Counterfeit Educational Credentials

Diploma Mills Cost Companies Millions


In 1997, Marion Kolitwenze's 8-year-old daughter, Rose, was diagnosed with type I juvenile diabetes. Marion was told that Rose would need insulin injections the rest of her life. In September 1999, Simon Becker, the doctor treating Rose at the time, believed that a virus was affecting her blood sugars and not diabetes. He referred them to Laurence Perry, a practitioner of naturopathic medicine. Marion took Rose to the office and home of Perry, and was impressed by the seemingly prestigious degrees hanging on his walls. The doctor's office had examination rooms, medical instruments, and other official accoutrements. Perry wore a white coat and even told Marion that he was a consultant on viruses for the government.
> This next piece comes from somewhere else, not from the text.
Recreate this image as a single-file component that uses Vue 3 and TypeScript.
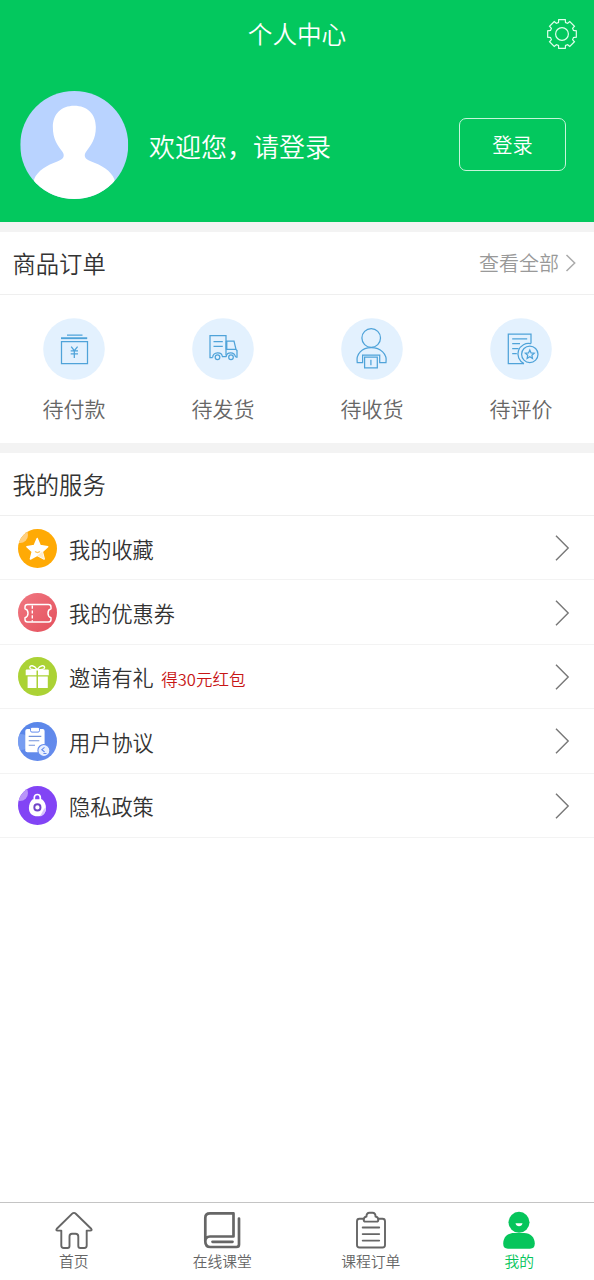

Within a few weeks, he concluded that a virus had indeed raised Rose's blood sugar level and began a treatment that he said would attempt to "teach" Rose's immune system to stop the virus from affecting the blood sugars. Marion continued to receive instructions over the phone on how to treat Rose. On Oct. 19, just 10 days after the last visit, Perry told Marion to stop the insulin treatments. Two days later, Rose died from diabetic ketoacidosis, caused by lack of insulin.1

Laurence Perry was convicted of involuntary manslaughter and practicing medicine without a license. The diploma on his office wall indicated that he had a "doctor of medicine" degree from the British West Indies Medical College, but no such school exists.2 His prestigious credentials were from a fraudulent degree mill. Most frauds dupe us out of our hard-earned cash; this one took a life.